* _Exercise objective_
Return each line of the listing below, unchanged, and omit the images.

* _Dataset excerpt_
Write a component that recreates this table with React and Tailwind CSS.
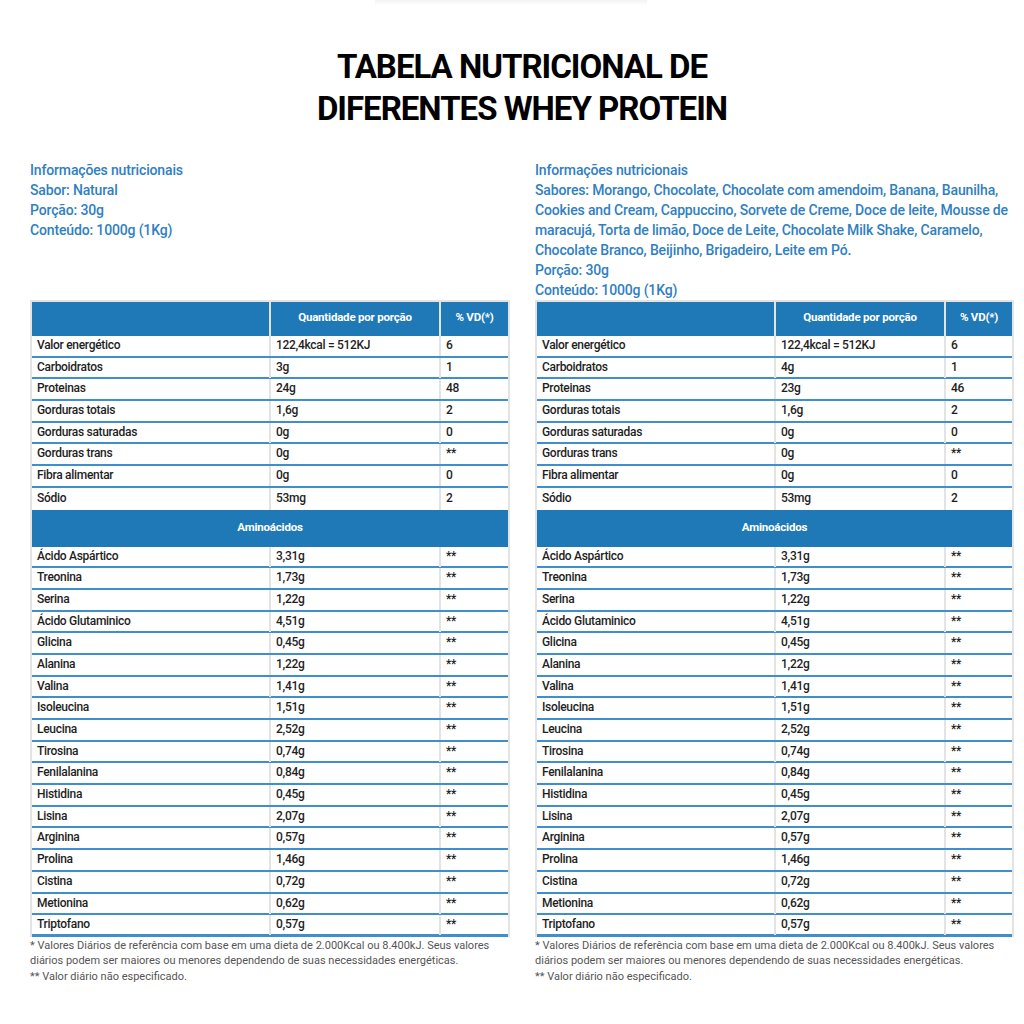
import React from 'react';

const nutrients = [
    ['Valor energético', '122,4kcal = 512KJ', '6'],
    ['Carboidratos', '3g', '1'],
    ['Proteinas', '24g', '48'],
    ['Gorduras totais', '1,6g', '2'],
    ['Gorduras saturadas', '0g', '0'],
    ['Gorduras trans', '0g', '**'],
    ['Fibra alimentar', '0g', '0'],
    ['Sódio', '53mg', '2'],
];

const nutrientsRight = [
    ['Valor energético', '122,4kcal = 512KJ', '6'],
    ['Carboidratos', '4g', '1'],
    ['Proteinas', '23g', '46'],
    ['Gorduras totais', '1,6g', '2'],
    ['Gorduras saturadas', '0g', '0'],
    ['Gorduras trans', '0g', '**'],
    ['Fibra alimentar', '0g', '0'],
    ['Sódio', '53mg', '2'],
];

const aminos = [
    ['Ácido Aspártico', '3,31g'],
    ['Treonina', '1,73g'],
    ['Serina', '1,22g'],
    ['Ácido Glutaminico', '4,51g'],
    ['Glicina', '0,45g'],
    ['Alanina', '1,22g'],
    ['Valina', '1,41g'],
    ['Isoleucina', '1,51g'],
    ['Leucina', '2,52g'],
    ['Tirosina', '0,74g'],
    ['Fenilalanina', '0,84g'],
    ['Histidina', '0,45g'],
    ['Lisina', '2,07g'],
    ['Arginina', '0,57g'],
    ['Prolina', '1,46g'],
    ['Cistina', '0,72g'],
    ['Metionina', '0,62g'],
    ['Triptofano', '0,57g'],
];

const Row = ({ cells, cols, border = 'border-b-2' }) => (
    <div className={`grid ${cols} h-[21.7px] ${border} border-[#3f8fcf]`}>
        {cells.map((c, i) => (
            <div
                key={i}
                className={`flex items-center pl-[5px] pb-[2px] text-[12px] font-medium tracking-[-0.3px] text-[#1e1e1e] ${i < 2 ? 'border-r-2 border-[#e3e3e3]' : ''}`}
            >
                {c}
            </div>
        ))}
    </div>
);

const NutritionTable = ({ rows, cols }) => (
    <div className="border-x-2 border-[#e3e3e3]">
        {/* Cabeçalho */}
        <div className={`grid ${cols} h-[36px] bg-[#1f79b7] border-t-2 border-[#e3e3e3]`}>
            <div className="border-r-2 border-[#e3e3e3]" />
            <div className="flex items-center justify-center pb-[3px] border-r-2 border-[#e3e3e3] text-[11.5px] font-bold text-white tracking-[-0.2px]">
                Quantidade por porção
            </div>
            <div className="flex items-center justify-center pb-[3px] text-[11.5px] font-bold text-white tracking-[-0.2px]">
                % VD(*)
            </div>
        </div>

        {rows.map((r, i) => (
            <Row key={r[0]} cells={r} cols={cols} border={i === rows.length - 1 ? 'border-b-0' : 'border-b-2'} />
        ))}

        <div className="h-[37px] bg-[#1f79b7] flex items-center justify-center text-[11.5px] font-bold text-white tracking-[-0.2px]">
            Aminoácidos
        </div>

        {aminos.map((a, i) => (
            <Row key={a[0]} cells={[a[0], a[1], '**']} cols={cols} border={i === aminos.length - 1 ? 'border-b-[3px]' : 'border-b-2'} />
        ))}
    </div>
);

const Footnote = () => (
    <div className="pt-[1px] text-[11px] leading-[15.5px] tracking-[0px] text-[#555]">
        <div className="whitespace-nowrap">* Valores Diários de referência com base em uma dieta de 2.000Kcal ou 8.400kJ. Seus valores</div>
        <div className="whitespace-nowrap">diários podem ser maiores ou menores dependendo de suas necessidades energéticas.</div>
        <div className="whitespace-nowrap">** Valor diário não especificado.</div>
    </div>
);

export default function App() {
    return (
        <div className="w-[1024px] h-[1024px] bg-white font-['Roboto',sans-serif] overflow-hidden">
            {/* Faint bar at top */}
            <div className="ml-[375px] w-[272px] h-[5px] bg-gradient-to-b from-[#f2f2f2] to-white" />

            {/* Title */}
            <h1 className="mt-[41px] pl-[20px] text-center text-[33px] leading-[42px] font-bold tracking-[-1px] text-black">
                TABELA NUTRICIONAL DE
                <br />
                DIFERENTES WHEY PROTEIN
            </h1>

            <div className="mt-[30px] flex pl-[30px] gap-[25px]">
                {/* Left column */}
                <div className="w-[480px] flex flex-col">
                    <div className="h-[140px] text-[14px] leading-[20px] font-medium tracking-[-0.15px] text-[#2f80c3]">
                        <div>Informações nutricionais</div>
                        <div>Sabor: Natural</div>
                        <div>Porção: 30g</div>
                        <div>Conteúdo: 1000g (1Kg)</div>
                    </div>
                    <NutritionTable rows={nutrients} cols="grid-cols-[239px_170px_1fr]" />
                    <Footnote />
                </div>

                {/* Right column */}
                <div className="w-[479px] flex flex-col">
                    <div className="h-[140px] text-[14px] leading-[20px] font-medium tracking-[-0.15px] text-[#2f80c3]">
                        <div>Informações nutricionais</div>
                        <div className="whitespace-nowrap">Sabores: Morango, Chocolate, Chocolate com amendoim, Banana, Baunilha,</div>
                        <div className="whitespace-nowrap">Cookies and Cream, Cappuccino, Sorvete de Creme, Doce de leite, Mousse de</div>
                        <div className="whitespace-nowrap">maracujá, Torta de limão, Doce de Leite, Chocolate Milk Shake, Caramelo,</div>
                        <div className="whitespace-nowrap">Chocolate Branco, Beijinho, Brigadeiro, Leite em Pó.</div>
                        <div>Porção: 30g</div>
                        <div>Conteúdo: 1000g (1Kg)</div>
                    </div>
                    <NutritionTable rows={nutrientsRight} cols="grid-cols-[239px_170px_1fr]" />
                    <Footnote />
                </div>
            </div>
        </div>
    );
}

* _Answer to the exercise_
Write a component that recreates this table with React and Tailwind CSS.
import React from 'react';

const nutrients = [
    ['Valor energético', '122,4kcal = 512KJ', '6'],
    ['Carboidratos', '3g', '1'],
    ['Proteinas', '24g', '48'],
    ['Gorduras totais', '1,6g', '2'],
    ['Gorduras saturadas', '0g', '0'],
    ['Gorduras trans', '0g', '**'],
    ['Fibra alimentar', '0g', '0'],
    ['Sódio', '53mg', '2'],
];

const nutrientsRight = [
    ['Valor energético', '122,4kcal = 512KJ', '6'],
    ['Carboidratos', '4g', '1'],
    ['Proteinas', '23g', '46'],
    ['Gorduras totais', '1,6g', '2'],
    ['Gorduras saturadas', '0g', '0'],
    ['Gorduras trans', '0g', '**'],
    ['Fibra alimentar', '0g', '0'],
    ['Sódio', '53mg', '2'],
];

const aminos = [
    ['Ácido Aspártico', '3,31g'],
    ['Treonina', '1,73g'],
    ['Serina', '1,22g'],
    ['Ácido Glutaminico', '4,51g'],
    ['Glicina', '0,45g'],
    ['Alanina', '1,22g'],
    ['Valina', '1,41g'],
    ['Isoleucina', '1,51g'],
    ['Leucina', '2,52g'],
    ['Tirosina', '0,74g'],
    ['Fenilalanina', '0,84g'],
    ['Histidina', '0,45g'],
    ['Lisina', '2,07g'],
    ['Arginina', '0,57g'],
    ['Prolina', '1,46g'],
    ['Cistina', '0,72g'],
    ['Metionina', '0,62g'],
    ['Triptofano', '0,57g'],
];

const Row = ({ cells, cols, border = 'border-b-2' }) => (
    <div className={`grid ${cols} h-[21.7px] ${border} border-[#3f8fcf]`}>
        {cells.map((c, i) => (
            <div
                key={i}
                className={`flex items-center pl-[5px] pb-[2px] text-[12px] font-medium tracking-[-0.3px] text-[#1e1e1e] ${i < 2 ? 'border-r-2 border-[#e3e3e3]' : ''}`}
            >
                {c}
            </div>
        ))}
    </div>
);

const NutritionTable = ({ rows, cols }) => (
    <div className="border-x-2 border-[#e3e3e3]">
        {/* Cabeçalho */}
        <div className={`grid ${cols} h-[36px] bg-[#1f79b7] border-t-2 border-[#e3e3e3]`}>
            <div className="border-r-2 border-[#e3e3e3]" />
            <div className="flex items-center justify-center pb-[3px] border-r-2 border-[#e3e3e3] text-[11.5px] font-bold text-white tracking-[-0.2px]">
                Quantidade por porção
            </div>
            <div className="flex items-center justify-center pb-[3px] text-[11.5px] font-bold text-white tracking-[-0.2px]">
                % VD(*)
            </div>
        </div>

        {rows.map((r, i) => (
            <Row key={r[0]} cells={r} cols={cols} border={i === rows.length - 1 ? 'border-b-0' : 'border-b-2'} />
        ))}

        <div className="h-[37px] bg-[#1f79b7] flex items-center justify-center text-[11.5px] font-bold text-white tracking-[-0.2px]">
            Aminoácidos
        </div>

        {aminos.map((a, i) => (
            <Row key={a[0]} cells={[a[0], a[1], '**']} cols={cols} border={i === aminos.length - 1 ? 'border-b-[3px]' : 'border-b-2'} />
        ))}
    </div>
);

const Footnote = () => (
    <div className="pt-[1px] text-[11px] leading-[15.5px] tracking-[0px] text-[#555]">
        <div className="whitespace-nowrap">* Valores Diários de referência com base em uma dieta de 2.000Kcal ou 8.400kJ. Seus valores</div>
        <div className="whitespace-nowrap">diários podem ser maiores ou menores dependendo de suas necessidades energéticas.</div>
        <div className="whitespace-nowrap">** Valor diário não especificado.</div>
    </div>
);

export default function App() {
    return (
        <div className="w-[1024px] h-[1024px] bg-white font-['Roboto',sans-serif] overflow-hidden">
            {/* Faint bar at top */}
            <div className="ml-[375px] w-[272px] h-[5px] bg-gradient-to-b from-[#f2f2f2] to-white" />

            {/* Title */}
            <h1 className="mt-[41px] pl-[20px] text-center text-[33px] leading-[42px] font-bold tracking-[-1px] text-black">
                TABELA NUTRICIONAL DE
                <br />
                DIFERENTES WHEY PROTEIN
            </h1>

            <div className="mt-[30px] flex pl-[30px] gap-[25px]">
                {/* Left column */}
                <div className="w-[480px] flex flex-col">
                    <div className="h-[140px] text-[14px] leading-[20px] font-medium tracking-[-0.15px] text-[#2f80c3]">
                        <div>Informações nutricionais</div>
                        <div>Sabor: Natural</div>
                        <div>Porção: 30g</div>
                        <div>Conteúdo: 1000g (1Kg)</div>
                    </div>
                    <NutritionTable rows={nutrients} cols="grid-cols-[239px_170px_1fr]" />
                    <Footnote />
                </div>

                {/* Right column */}
                <div className="w-[479px] flex flex-col">
                    <div className="h-[140px] text-[14px] leading-[20px] font-medium tracking-[-0.15px] text-[#2f80c3]">
                        <div>Informações nutricionais</div>
                        <div className="whitespace-nowrap">Sabores: Morango, Chocolate, Chocolate com amendoim, Banana, Baunilha,</div>
                        <div className="whitespace-nowrap">Cookies and Cream, Cappuccino, Sorvete de Creme, Doce de leite, Mousse de</div>
                        <div className="whitespace-nowrap">maracujá, Torta de limão, Doce de Leite, Chocolate Milk Shake, Caramelo,</div>
                        <div className="whitespace-nowrap">Chocolate Branco, Beijinho, Brigadeiro, Leite em Pó.</div>
                        <div>Porção: 30g</div>
                        <div>Conteúdo: 1000g (1Kg)</div>
                    </div>
                    <NutritionTable rows={nutrientsRight} cols="grid-cols-[239px_170px_1fr]" />
                    <Footnote />
                </div>
            </div>
        </div>
    );
}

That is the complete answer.